Stripe - A Lesson for Startup Employees - What Could Have Been If They IPO'd Earlier
The very large Stripe series ‘I’ led by Goldman Sachs has been in the news for both its size - it’s all for a tender offer - and the fact that is at a 50 percent lower price than the previous round. Our portfolio company Secfi did a fantastic job explaining what it means for employees so I am sharing it here.
If you are an employee at a startup, or a foubder, secfi is an incredible educational resource and service. If you are a parent …please send this around to your kids that work at startups.
Should Stripe employees sell in the upcoming tender offer at a lower $50B valuation?
By Vieje Piauwasdy, Senior Director, Equity Strategy, Secfi
Stripe’s $7B funding round is raising eyebrows, not just because it’s the largest ever.
But because they took a large valuation cut to get it. And, it’s all for an employee tender offer.
I’ve been speaking with many of our Stripe clients about what it means for them, and what could have been if they had IPO’d earlier. So, I ran some numbers for a hypothetical Stripe employee (thanks to our Equity Planner, which anyone can use for free to do a similar analysis of their own equity).
First, some background. Stripe's last known tender offer was in 2021 at a $95B valuation, at $40.125 per share.
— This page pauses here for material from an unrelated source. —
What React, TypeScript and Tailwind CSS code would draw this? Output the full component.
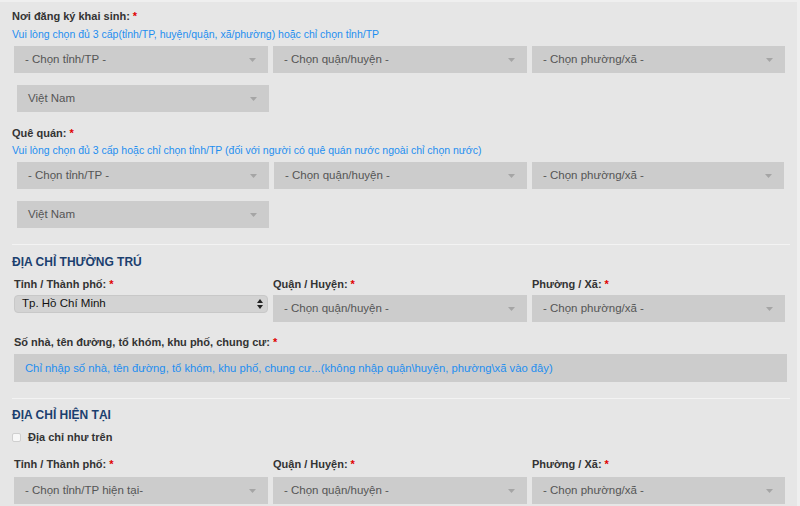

Around the same time, there were many rumors that shares were going on the secondary markets for $200B, or $80 per share!
Yesterday, Stripe raised their Series I at a $50B valuation, which comes out to $20.13 per share. It’s certainly a disappointing share price given where the valuation was just 2 years ago. But the goal of that round is to help employees sell shares in an upcoming company-sponsored tender offer.
So, let’s take a look at this hypothetical Stripe employee to see how much she’d take home in a number of various scenarios. Let’s assume that she was granted 100K options at a $0.97 strike price, and that she both works and lives in California.
Scenario 1: She sold all 100K options, in a cashless sale, during the last tender in 2021 for $40.125.
As you can see below, she got hit with ordinary income tax because they were unexercised options. Still, she makes it out with $1.9M after taxes.
Scenario 2: She was able to find a buyer on the secondary market for $80 per share (or at a $200B valuation).
The company lets her sell (note: Many companies require approval and/or have a right of first refusal clause) and she offloads 100K shares at $80, also in a cashless exercise.
Similar to the first scenario, she gets whacked by taxes but nets $3.8M.
Scenario 3: She sells in the upcoming tender offer at $20 per share, again in a cashless exercise. And, like in the above scenarios, she has to pay over 50% in taxes because she lives in California.
She only nets a (still not insignificant) $944K. But, you can see how the valuation decrease significantly impacted her.
Scenario 4: She already exercised her ISOs a few years ago and decides to participate in the upcoming tender at $20 per share.
Because the shares were already exercised, it reduces her tax burden and she brings home $1.2M. Nearly $300K more because she exercised earlier.
Scenario 5: For fun, what if she sold the already exercised ISOs for $80 per share on the secondary market?
She’d take home over $5M!
Not many startup employees will see an exit, whether at $95B, $50B, or even $1B. Stripe employees should celebrate the upcoming tender, especially in this tough environment.
Could they IPO at a better valuation? Sure, they’re a great company and they could grow back into their previous valuation. It’s also possible, especially in this environment, that their valuation could decrease again.
So, as a Stripe employee (or any employee at a late-stage tech company with a tender option), how should you decide whether to sell now or wait for the IPO window to open back up again?
Start with evaluating both your cash needs today and your future financial goals. Working with a professional, like a financial advisor, can really help you take a look at your full financial picture. Plus, they can help you identify what those goals are.
Why start there? Because that will help you step back and understand what your financial plan should look like — whether it’s paying off debt, saving up for a house, or even just getting cash for a big international trip.
There’s no right or wrong answer here. The most important thing is to understand what your goals and needs are to better evaluate whether to sell, and how much to sell. And, most importantly, what you want to do with the money you take home (after taxes).